Nuestros actuales gobernantes son enteramente responsables de no haber sabido fijar los límites adecuados para que las formas de protesta sean lo que deben ser: un canal legítimo para expresar descontento respecto de ciertas políticas públicas, pero que no avance más de lo necesario sobre los derechos básicos de otras personas que, bueno es recordar, sostienen con el pago de sus impuestos la existencia misma y el mantenimiento de los espacios de uso colectivo.
El problema central es que, de tanta inacción, permisividad y falta de criterio de las autoridades, se ha llegado al extremo de que la sociedad sienta que todo vale y que las reglas nada significan. Sólo así se explican las protestas que ayer provocaron un colapso de tránsito en el centro porteño, en la zona del Obelisco.

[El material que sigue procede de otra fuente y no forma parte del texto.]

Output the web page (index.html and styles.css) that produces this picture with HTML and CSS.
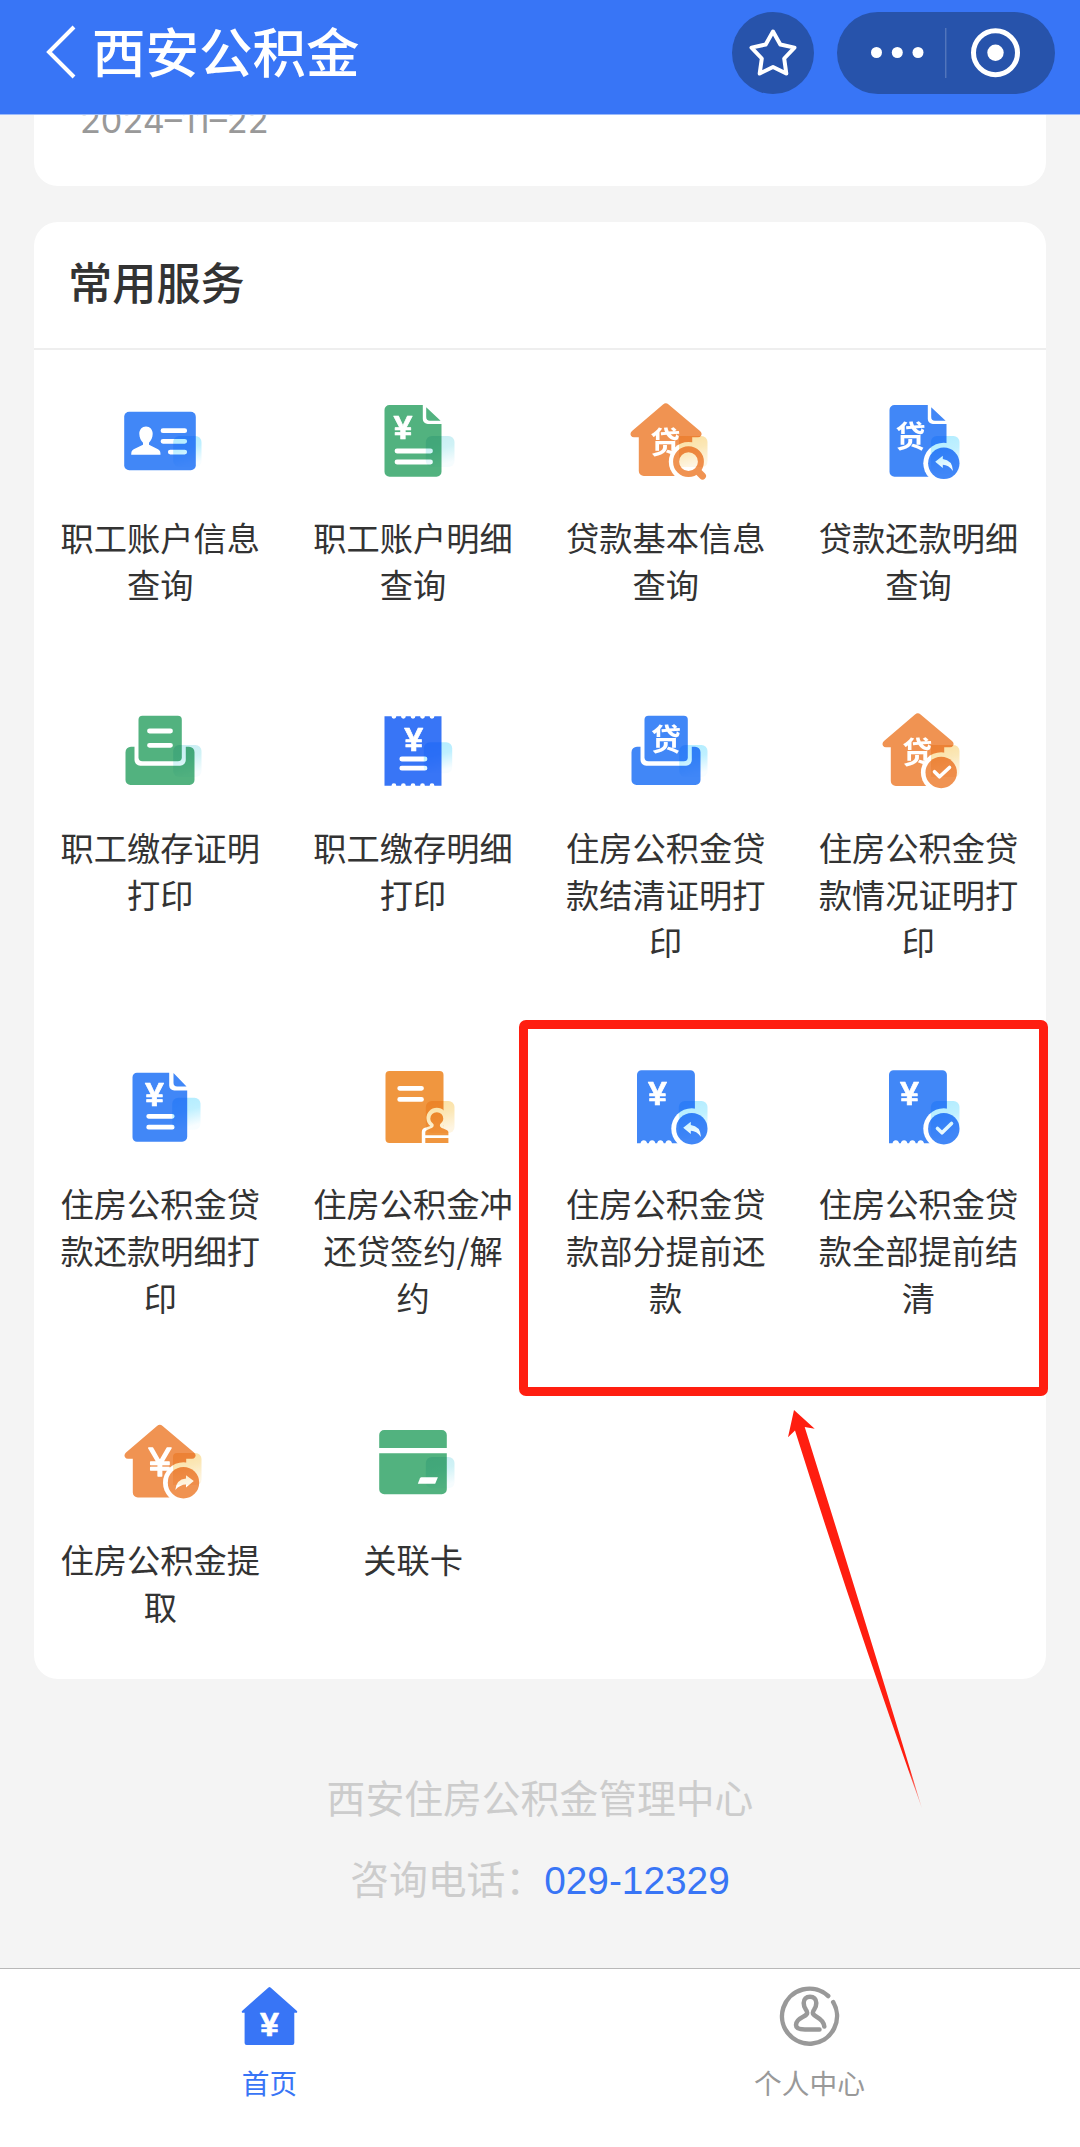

Lo peor es que parece haber ganado espacio la sensación de que los gobernantes no sólo alientan el desconocimiento a las normas sino que son los primeros que lo protagonizan. Como tantas otras veces, acertaba Sarmiento cuando hablaba de la necesidad de "educar al soberano". Pero debe concederse que esa educación se vuelve mucho más difícil cuando son los gobernantes mismos quienes, desde su desidia o falta de visión republicana, transmiten a ese mismo soberano al que debería educarse el mensaje de que todo se puede.